You’ll also notice that for the total games and opponent ID’s, I extract both together and include in a single cell as values to parse later on, once the foundations of the dataframe are set.
#sequentially move through file and add player ID's dynamically
start_index <- 1
#extract player names
for (i in seq(1, length(chess_data), by = 2)) {
# Get player info from the current line
player_info <- chess_data[i]
playerID <- start_index
# Extract the names of players
player_names <- paste(unlist(str_extract(player_info, "(?<=\\|)\\s*[A-Z\\s]+(?=\\s*\\|)")))

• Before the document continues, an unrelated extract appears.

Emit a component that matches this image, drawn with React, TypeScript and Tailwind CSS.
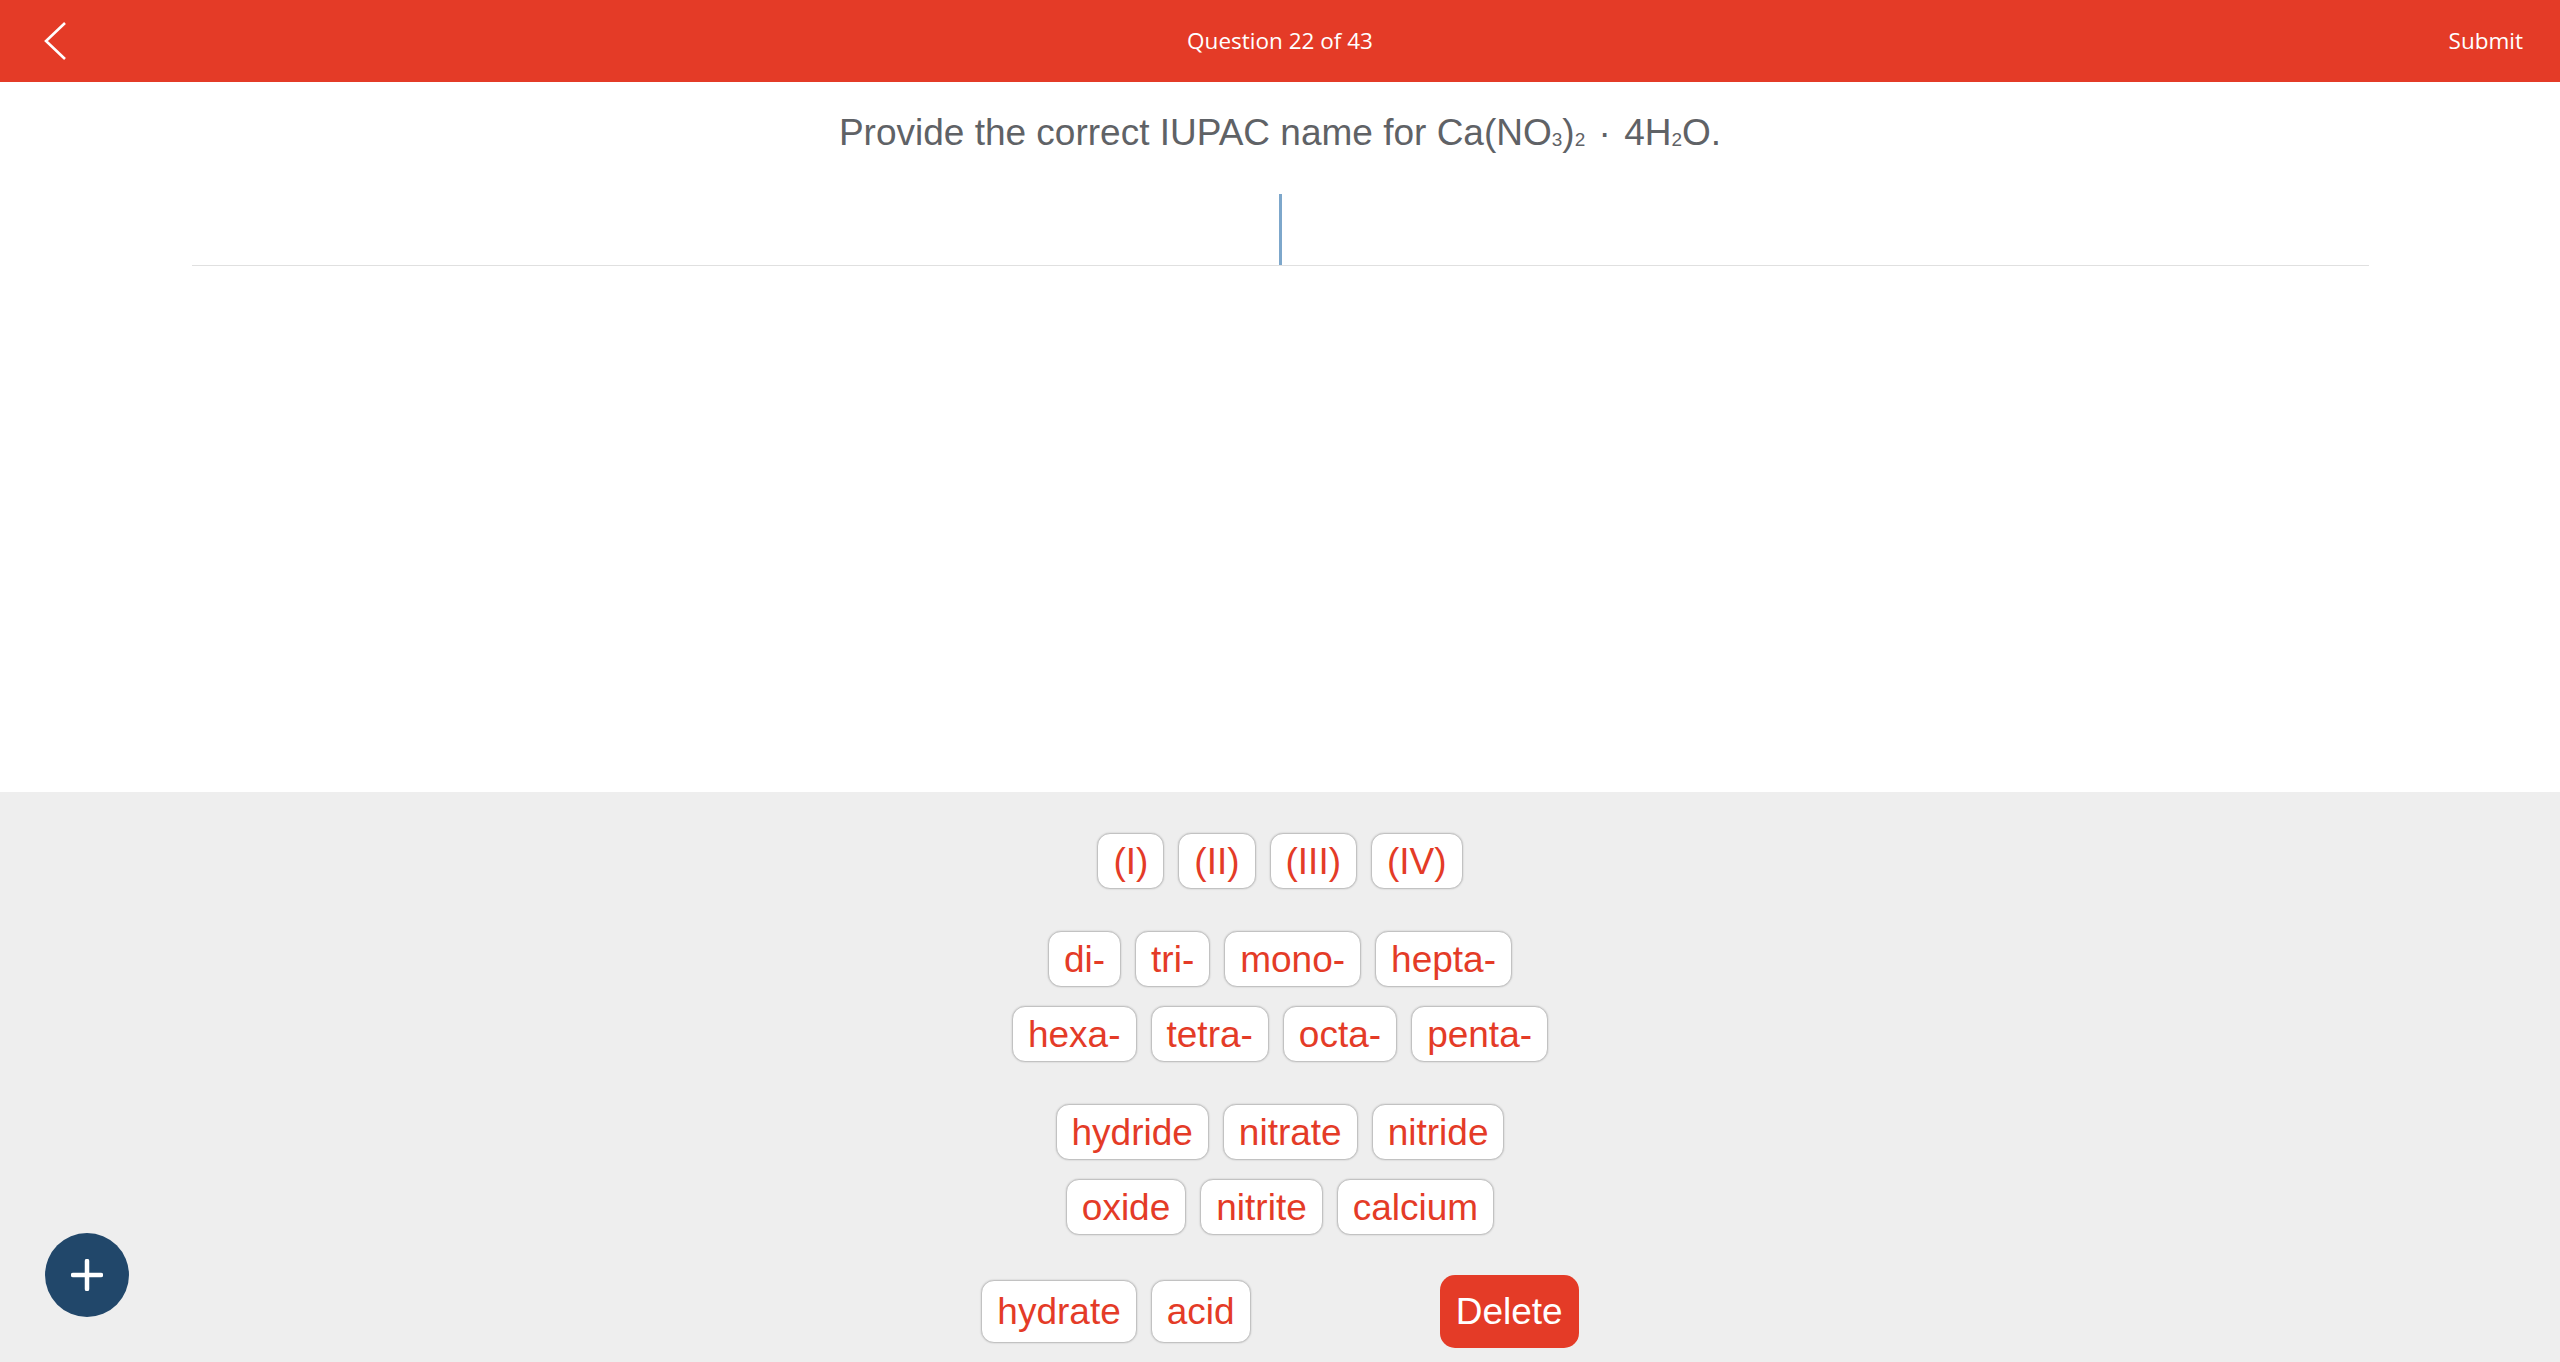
const groups: string[][][] = [
  [["(I)", "(II)", "(III)", "(IV)"]],
  [
    ["di-", "tri-", "mono-", "hepta-"],
    ["hexa-", "tetra-", "octa-", "penta-"],
  ],
  [
    ["hydride", "nitrate", "nitride"],
    ["oxide", "nitrite", "calcium"],
  ],
];

function Chip({ label, tall }: { label: string; tall?: boolean }) {
  return (
    <button
      className={
        "flex items-center rounded-[13px] border border-[#c2c2c2] bg-white px-[15px] font-['Liberation_Sans',Arial,sans-serif] text-[37px] leading-none text-[#e43b27] shadow-[0_0_2px_rgba(0,0,0,0.2)] " +
        (tall ? "h-[63px]" : "h-[56px]")
      }
    >
      {label}
    </button>
  );
}

export default function App() {
  return (
    <div className="relative flex h-screen flex-col font-['Liberation_Sans',Arial,sans-serif]">
      {/* top bar */}
      <header className="flex h-[82px] shrink-0 items-center justify-between bg-[#e43b27] pr-[37px] pl-[44px] font-['Open_Sans',sans-serif] text-[22.5px] text-white">
        <svg width="24" height="40" viewBox="0 0 24 40" fill="none">
          <path d="M21 2 L2 20 L21 38" stroke="white" strokeWidth="2.6" />
        </svg>
        <div className="absolute left-1/2 -translate-x-1/2">Question 22 of 43</div>
        <div>Submit</div>
      </header>

      {/* question */}
      <section className="h-[710px] shrink-0 bg-white">
        <h1 className="mt-[32px] text-center text-[37px] leading-none text-[#5f6266]">
          Provide the correct IUPAC name for Ca(NO
          <span className="relative top-[1px] text-[19px] leading-none">3</span>)
          <span className="relative top-[1px] text-[19px] leading-none">2</span>
          <span className="mx-[3px]"> · </span>4H
          <span className="relative top-[1px] text-[19px] leading-none">2</span>O.
        </h1>
        <div className="mx-auto mt-[43px] flex h-[72px] w-[2177px] justify-center border-b border-[#e0e0e0]">
          <div className="h-[71px] w-[3px] bg-[#7da7cb]" />
        </div>
      </section>

      {/* word bank */}
      <section className="flex flex-1 flex-col items-center bg-[#eeeeee] pt-[41px]">
        {groups.map((rows, gi) => (
          <div key={gi} className="mb-[42px] flex flex-col items-center gap-[19px]">
            {rows.map((row, ri) => (
              <div key={ri} className="flex gap-[14px]">
                {row.map((w) => (
                  <Chip key={w} label={w} />
                ))}
              </div>
            ))}
          </div>
        ))}
        <div className="-mt-[2px] flex items-center gap-[14px]">
          <Chip label="hydrate" tall />
          <Chip label="acid" tall />
          <div className="w-[161px]" />
          <button className="h-[73px] rounded-[15px] bg-[#e43b27] px-[16px] text-[37px] leading-none text-white">
            Delete
          </button>
        </div>
      </section>

      <button className="absolute bottom-[45px] left-[45px] flex h-[84px] w-[84px] items-center justify-center rounded-full bg-[#21476a]">
        <svg width="32" height="32" viewBox="0 0 32 32">
          <path d="M16 2 V30 M2 16 H30" stroke="white" strokeWidth="4.5" strokeLinecap="round" />
        </svg>
      </button>
    </div>
  );
}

player_names <- trimws(player_names)
# Add ID and names to the data frame, with placeholders for others
chess_dataFrame <- rbind(chess_dataFrame, data.frame(
PlayerID = playerID,
PlayerName = player_names,
State = NA, # Placeholder
TotalPoints = NA, # Placeholder
PreRating = NA, # Placeholder
GameCount = NA, # Placeholder
AvgOpponentRating = NA, # Placeholder
stringsAsFactors = FALSE
))
# Increment ID
start_index <- start_index + 1
}
#extract states
start_index <- 1
for (i in seq(1, length(chess_data),by=2)) {
#split player info into lines
player_info <- chess_data[i]
player_rating_info <- chess_data[i+1]
#extracts the states, replace NA with "na" for easier differentiation
player_state <- paste(str_extract(player_rating_info, "^\\s*[A-Z]{2}\\b"))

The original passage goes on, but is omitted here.